Thursday, August 19, 2004

Reductio good, slippery slope bad

Kevin Drum has a post stating why he thinks reductio ad absurdum arguments are bad ones. He says rather than saying Principle X, carried to the extreme, yields an absurd result, everyone should acknowledge that competing principles and interests will yield different results that prevent reaching an absurd result.

Kevin's wrong in this case - he should be going after slippery slope arguments instead.
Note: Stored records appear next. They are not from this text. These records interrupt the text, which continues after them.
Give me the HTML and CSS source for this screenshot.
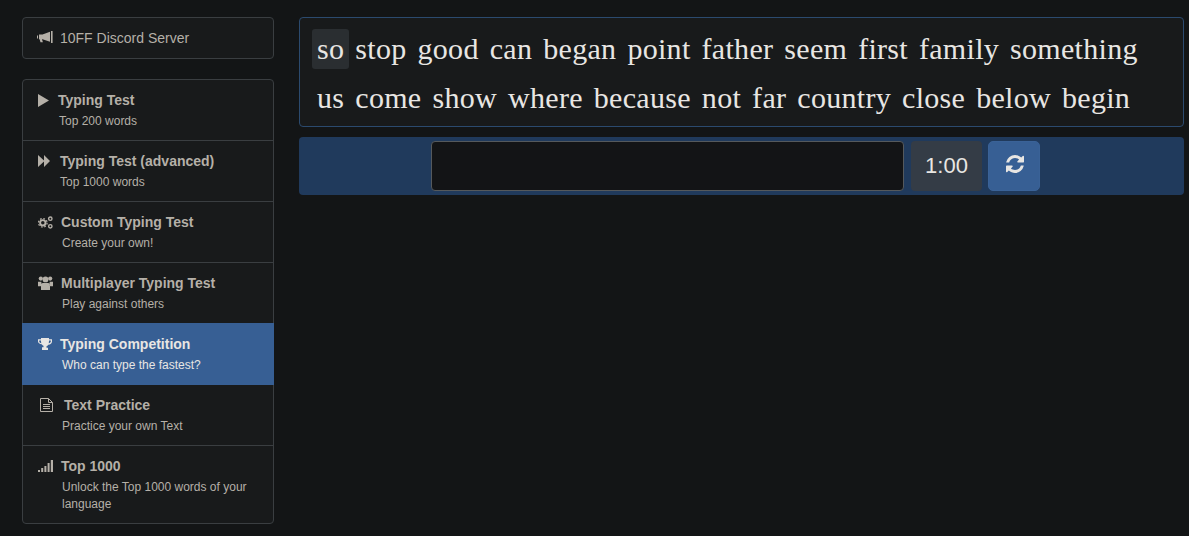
FILE: index.html
```html
<!DOCTYPE html>
<html lang="en">
<head>
    <meta charset="UTF-8">
    <meta name="viewport" content="width=device-width, initial-scale=1.0">
    <title>10FastFingers Typing Competition</title>
    <link rel="stylesheet" href="styles.css">
</head>
<body>
    <div class="page">
        <aside class="sidebar">
            <a class="discord" href="#">
                <svg class="ico ico-horn" viewBox="0 0 16 12"><path d="M0 4.5h1v3H0zM2 3.5h3.5L13 .8v10L5.5 8.2H5l.9 3H3.500l-.9-3H2zM14 0h1.600v12H14z"/></svg>10FF Discord Server
            </a>
            <nav class="nav">
                <a class="nav-item" href="#">
                    <div class="nav-title"><svg class="ico ico-play" viewBox="0 0 11 13"><path d="M0 0l11 6.5L0 13z"/></svg>Typing Test</div>
                    <div class="nav-sub sub-a">Top 200 words</div>
                </a>
                <a class="nav-item" href="#">
                    <div class="nav-title"><svg class="ico ico-forward" viewBox="0 0 12 12"><path d="M0 0l6 5.500V0l6 6-6 6V6.500L0 12z"/></svg>Typing Test (advanced)</div>
                    <div class="nav-sub sub-b">Top 1000 words</div>
                </a>
                <a class="nav-item" href="#">
                    <div class="nav-title"><svg class="ico ico-cogs" viewBox="0 0 15 13"><circle cx="4.800" cy="6.800" r="2.700" fill="none" stroke="currentColor" stroke-width="1.900"/><circle cx="4.800" cy="6.800" r="4.300" fill="none" stroke="currentColor" stroke-width="1.200" stroke-dasharray="1.700 1.680"/><circle cx="12.300" cy="2.700" r="1.700" fill="none" stroke="currentColor" stroke-width="1.400"/><circle cx="12.300" cy="10.300" r="1.700" fill="none" stroke="currentColor" stroke-width="1.400"/></svg>Custom Typing Test</div>
                    <div class="nav-sub">Create your own!</div>
                </a>
                <a class="nav-item" href="#">
                    <div class="nav-title"><svg class="ico ico-users" viewBox="0 0 15 14"><circle cx="2.800" cy="2.600" r="2.100"/><circle cx="12.200" cy="2.600" r="2.100"/><circle cx="7.500" cy="3.400" r="2.900"/><path d="M0 5.800h3.200l.6 2.400-1 2H0zM15 5.800h-3.200l-.6 2.400 1 2H15zM4.400 7h6.200l1.400 2.400V14H3V9.400z"/></svg>Multiplayer Typing Test</div>
                    <div class="nav-sub">Play against others</div>
                </a>
                <a class="nav-item active" href="#">
                    <div class="nav-title"><svg class="ico ico-trophy" viewBox="0 0 14 12"><path fill-rule="evenodd" d="M3 0h8v1.200h3v2.200c0 1.800-1.600 3.100-3.700 3.400-.5.7-1.100 1.200-1.800 1.500v1.500h1.500V12h-6V9.300h1.500V7.800c-.7-.3-1.300-.8-1.800-1.500C1.600 6 0 4.700 0 3.400V1.200h3zM1.200 2.400v1c0 .8.800 1.500 2.100 1.900-.2-.8-.3-1.800-.3-2.900zm11.600 0H11c0 1.100-.1 2.100-.3 2.900 1.300-.4 2.100-1.100 2.100-1.900z"/></svg>Typing Competition</div>
                    <div class="nav-sub">Who can type the fastest?</div>
                </a>
                <a class="nav-item" href="#">
                    <div class="nav-title"><svg class="ico ico-file" viewBox="0 0 13 14"><path fill="none" stroke="currentColor" d="M.5.5h8l4 4v9H.5zM8.500.5v4h4M3 6.500h7M3 8.500h7M3 10.500h7"/></svg>Text Practice</div>
                    <div class="nav-sub">Practice your own Text</div>
                </a>
                <a class="nav-item" href="#">
                    <div class="nav-title"><svg class="ico ico-signal" viewBox="0 0 15 12"><path d="M0 10h2v2H0zM3.200 8h2v4h-2zM6.400 6h2v6h-2zM9.600 3h2v9h-2zM12.800 0H15v12h-2.200z"/></svg>Top 1000</div>
                    <div class="nav-sub">Unlock the Top 1000 words of your language</div>
                </a>
            </nav>
        </aside>
        <main class="main">
            <div class="words">
                <span class="word current">so</span>
                <span class="word">stop</span>
                <span class="word">good</span>
                <span class="word">can</span>
                <span class="word">began</span>
                <span class="word">point</span>
                <span class="word">father</span>
                <span class="word">seem</span>
                <span class="word">first</span>
                <span class="word">family</span>
                <span class="word">something</span>
                <span class="word">us</span>
                <span class="word">come</span>
                <span class="word">show</span>
                <span class="word">where</span>
                <span class="word">because</span>
                <span class="word">not</span>
                <span class="word">far</span>
                <span class="word">country</span>
                <span class="word">close</span>
                <span class="word">below</span>
                <span class="word">begin</span>
            </div>
            <div class="controls">
                <input class="type-input" type="text">
                <div class="timer">1:00</div>
                <button class="reload" type="button">
                    <svg class="ico-reload" viewBox="0 0 1536 1536"><path d="M1511 928q0 5-1 7-64 268-268 434.500t-478 166.500q-146 0-282.500-55t-243.500-157l-129 129q-19 19-45 19t-45-19-19-45v-448q0-26 19-45t45-19h448q26 0 45 19t19 45-19 45l-137 137q71 66 161 102t187 36q134 0 250-65t186-179q11-17 53-117 8-23 30-23h192q13 0 22.500 9.500t9.500 22.500zm25-800v448q0 26-19 45t-45 19h-448q-26 0-45-19t-19-45 19-45l138-138q-148-137-349-137-134 0-250 65t-186 179q-11 17-53 117-8 23-30 23h-199q-13 0-22.500-9.500t-9.500-22.500v-7q65-268 270-434.500t480-166.500q146 0 284 55.500t245 156.500l130-129q19-19 45-19t45 19 19 45z"/></svg>
                </button>
            </div>
        </main>
    </div>
</body>
</html>
```

FILE: styles.css
```css
body {
    margin: 0;
    background-color: #131516;
    font-family: "Liberation Sans", Arial, sans-serif;
    color: #b5b0a8;
}
a {
    color: inherit;
    text-decoration: none;
}
.page {
    display: flex;
    align-items: flex-start;
    padding: 17px 5px 12px 22px;
    gap: 25px;
}
.sidebar {
    width: 252px;
    flex-shrink: 0;
}
.discord {
    display: flex;
    align-items: center;
    height: 40px;
    padding-left: 14px;
    margin-bottom: 20px;
    background: #181a1b;
    border: 1px solid #3a3e41;
    border-radius: 4px;
    font-size: 14px;
}
.ico {
    fill: currentColor;
    flex-shrink: 0;
}
.ico-horn {
    width: 16px;
    height: 12px;
    margin-right: 7px;
    margin-top: -2px;
}
.nav {
    background: #181a1b;
    border: 1px solid #3a3e41;
    border-radius: 4px;
}
.nav-item {
    display: block;
    padding: 10px 15px;
    border-bottom: 1px solid #3a3e41;
}
.nav-item:last-child {
    border-bottom: none;
}
.nav-item.active {
    margin: -1px -1px 0;
    padding: 11px 16px 10px;
    background: #375f94;
    border-bottom: 1px solid #375f94;
    color: #e8e6e3;
}
.nav-title {
    display: flex;
    align-items: center;
    height: 20px;
    font-size: 14px;
    font-weight: bold;
}
.nav-sub {
    margin-top: 3px;
    margin-left: 24px;
    font-size: 12px;
    line-height: 17px;
}
.sub-a {
    margin-left: 21px;
}
.sub-b {
    margin-left: 22px;
}
.ico-play {
    width: 11px;
    height: 13px;
    margin-right: 9px;
}
.ico-forward {
    width: 12px;
    height: 12px;
    margin-right: 10px;
}
.ico-cogs {
    width: 15px;
    height: 13px;
    margin-right: 8px;
}
.ico-users {
    width: 15px;
    height: 14px;
    margin-right: 8px;
}
.ico-trophy {
    width: 14px;
    height: 12px;
    margin-right: 8px;
}
.ico-file {
    width: 13px;
    height: 14px;
    margin-left: 2px;
    margin-right: 11px;
}
.ico-signal {
    width: 15px;
    height: 12px;
    margin-right: 8px;
}
.main {
    flex: 1;
    min-width: 0;
}
.words {
    display: flex;
    flex-wrap: wrap;
    gap: 9px 1px;
    padding: 11px 12px 8px;
    background: #181a1b;
    border: 1px solid #2b4a6e;
    border-radius: 4px;
    font-family: "Liberation Serif", "Times New Roman", serif;
    font-size: 30px;
    letter-spacing: 0.3px;
    line-height: 40px;
    color: #e8e6e3;
}
.word {
    padding: 0 5px;
    border-radius: 3px;
}
.word.current {
    background: #2a2e31;
}
.controls {
    display: flex;
    gap: 6px;
    margin-top: 10px;
    padding: 4px 0 4px 132px;
    background: #203a5c;
    border-radius: 4px;
}
.type-input {
    box-sizing: border-box;
    width: 473px;
    height: 50px;
    margin-right: 1px;
    background: #131416;
    border: 1px solid #55595c;
    border-radius: 4px;
}
.timer {
    width: 71px;
    height: 50px;
    background: #343c46;
    border-radius: 4px;
    font-size: 22px;
    line-height: 50px;
    text-align: center;
    color: #e8e6e3;
}
.reload {
    width: 52px;
    height: 50px;
    padding: 0 0 4px 2px;
    background: #375f94;
    border: 1px solid #3a6297;
    border-radius: 5px;
    color: #e8e6e3;
}
.ico-reload {
    width: 18px;
    height: 18px;
    fill: currentColor;
    vertical-align: middle;
}
```
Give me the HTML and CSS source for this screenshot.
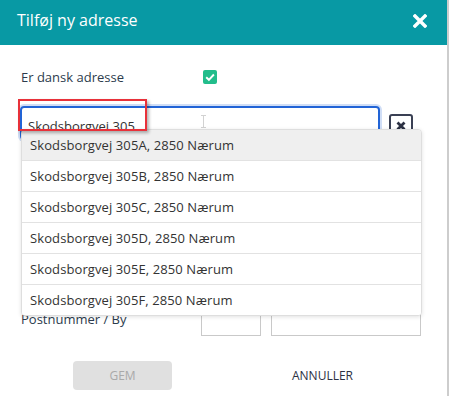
FILE: index.html
```html
<!DOCTYPE html>
<html lang="da">
<head>
<meta charset="utf-8">
<title>Tilføj ny adresse</title>
<link rel="stylesheet" href="styles.css">
</head>
<body>
<div class="screen">
  <div class="modal">
    <header class="modal-header">
      <h1 class="modal-title">Tilføj ny adresse</h1>
      <span class="close-btn">
        <svg width="14" height="14" viewBox="0 0 14 14"><path d="M2 2 L12 12 M12 2 L2 12" stroke="#fff" stroke-width="3.4" stroke-linecap="square" fill="none"/></svg>
      </span>
    </header>
    <div class="modal-body">
      <div class="check-row">
        <span class="field-label">Er dansk adresse</span>
        <span class="checkbox">
          <svg width="14" height="14" viewBox="0 0 14 14"><path d="M3.2 7.2 L5.9 9.8 L10.9 4.5" stroke="#fff" stroke-width="1.9" fill="none"/></svg>
        </span>
      </div>
      <div class="address-row">
        <div class="addr-input">Skodsborgvej 305</div>
        <span class="ibeam">
          <svg width="7" height="13" viewBox="0 0 7 13"><path d="M1 0.5 H6 M3.5 0.5 V12.5 M1 12.5 H6" stroke="#d2d2d2" stroke-width="1" fill="none"/></svg>
        </span>
        <span class="clear-btn">
          <svg width="12" height="12" viewBox="0 0 12 12"><path d="M2.5 2.5 L9.5 9.5 M9.5 2.5 L2.5 9.5" stroke="#2b3042" stroke-width="2.8" fill="none"/></svg>
        </span>
        <ul class="suggestions">
          <li class="active">Skodsborgvej 305A, 2850 Nærum</li>
          <li>Skodsborgvej 305B, 2850 Nærum</li>
          <li>Skodsborgvej 305C, 2850 Nærum</li>
          <li>Skodsborgvej 305D, 2850 Nærum</li>
          <li>Skodsborgvej 305E, 2850 Nærum</li>
          <li>Skodsborgvej 305F, 2850 Nærum</li>
        </ul>
        <div class="annotation"></div>
      </div>
      <div class="postal-row">
        <span class="field-label postal-label">Postnummer / By</span>
        <span class="box box-zip"></span>
        <span class="box box-city"></span>
      </div>
    </div>
    <footer class="modal-footer">
      <span class="btn btn-save">GEM</span>
      <span class="btn btn-cancel">ANNULLER</span>
    </footer>
  </div>
  <div class="edge"></div>
</div>
</body>
</html>
```
FILE: styles.css
```css
* { box-sizing: border-box; }
html, body { margin: 0; padding: 0; background: #fff; }
body { font-family: "Open Sans", "Noto Sans", sans-serif; width: 449px; height: 396px; overflow: hidden; }

.screen { display: flex; width: 449px; height: 396px; }
.modal { width: 447px; height: 396px; background: #fff; display: flex; flex-direction: column; }
.edge { width: 2px; height: 396px; background: #cdcdcd; }

.modal-header {
  height: 45px;
  background: #0899a4;
  display: flex;
  justify-content: space-between;
  align-items: flex-start;
  padding: 9px 20px 0 17px;
}
.modal-title { margin: 0; font-size: 16px; font-weight: 400; line-height: 22px; color: #fff; }
.close-btn { display: flex; margin-top: 5px; }

.modal-body { padding: 22px 0 0 21px; }

.check-row { display: flex; align-items: center; height: 20px; }
.field-label { font-size: 13px; color: #2c3b4d; line-height: 18px; }
.check-row .field-label { width: 182px; }
.checkbox {
  width: 14px; height: 14px;
  background: #22bd8b;
  border-radius: 2px;
  display: flex;
}

.address-row {
  position: relative;
  display: flex;
  align-items: flex-start;
  margin: 19px 0 0 -1px;
  height: 34px;
}
.addr-input {
  width: 360px;
  height: 34px;
  border: 2px solid #2264d6;
  border-radius: 4px;
  box-shadow: 0 0 0 2px rgba(120, 160, 230, 0.35);
  padding: 4px 6px 0;
  font-size: 13px;
  line-height: 28px;
  color: #333;
}
.ibeam { position: absolute; left: 180px; top: 9px; display: flex; }
.clear-btn {
  margin: 8px 0 0 9px;
  width: 24px; height: 24px;
  border: 2px solid #3a4054;
  border-radius: 3px;
  display: flex;
  align-items: center;
  justify-content: center;
}

.suggestions {
  position: absolute;
  left: 1px; top: 23px;
  width: 401px;
  margin: 0; padding: 0;
  list-style: none;
  background: #fff;
  border: 1px solid #dedede;
  border-radius: 4px;
  box-shadow: 0 1px 4px rgba(0, 0, 0, 0.12);
  overflow: hidden;
  z-index: 2;
}
.suggestions li {
  height: 31px;
  padding-left: 8px;
  font-size: 13px;
  letter-spacing: 0.1px;
  line-height: 30px;
  color: #333;
  border-top: 1px solid #e2e2e2;
  background: #fff;
}
.suggestions li:first-child { border-top: none; height: 30px; }
.suggestions li.active { background: #efefef; }

.annotation {
  position: absolute;
  left: -2px; top: -7px;
  width: 129px; height: 32px;
  border: 2px solid #e8313a;
  box-shadow: 2px 2px 3px rgba(0, 0, 0, 0.3);
  z-index: 3;
}

.postal-row {
  display: flex;
  align-items: flex-start;
  margin-top: 165px;
  height: 31px;
}
.postal-label { width: 180px; padding-top: 5px; }
.box { height: 31px; border: 1px solid #c9c9c9; }
.box-zip { width: 60px; }
.box-city { width: 150px; margin-left: 10px; }

.modal-footer {
  display: flex;
  justify-content: center;
  gap: 101px;
  margin-top: 25px;
  padding-right: 2px;
}
.btn {
  width: 99px; height: 29px;
  display: flex; align-items: center; justify-content: center;
  font-size: 12px;
  border-radius: 4px;
}
.btn-save { background: #e0e0e0; color: #a9a9a9; }
.btn-cancel { color: #2c3142; }
```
Reductio is a legitimate argument to raise if someone else says Priniciple X is all one needs to decide Issue A. Responding with a reductio argument forces the person arguing for Principle X to say why the result is not absurd, or to acknowledge that Principle Y sometimes controls, and explain why Principle Y should prevent the absurd result but should not control Issue A.

Slippery slope arguments are different - they say that if you apply Principle X to Issue A, then no matter what, awful unintended consequences will follow. Slippery slope arguments just assume the exaggerated consequences will follow, without providing a reason for why they will happen. Reductio arguments are different - they don't assume awful things will happen, rather they argue that absurd/awful things would be justified on the basis of the principle their opponent supports. Reductio therefore has a logic to it, while slippery slope is just an argument people make up when they can't think of a persuasive reason to support their viewpoint about about the particular issue being discussed.

So much for my rant. Many others rant in the comment section to Kevin's post.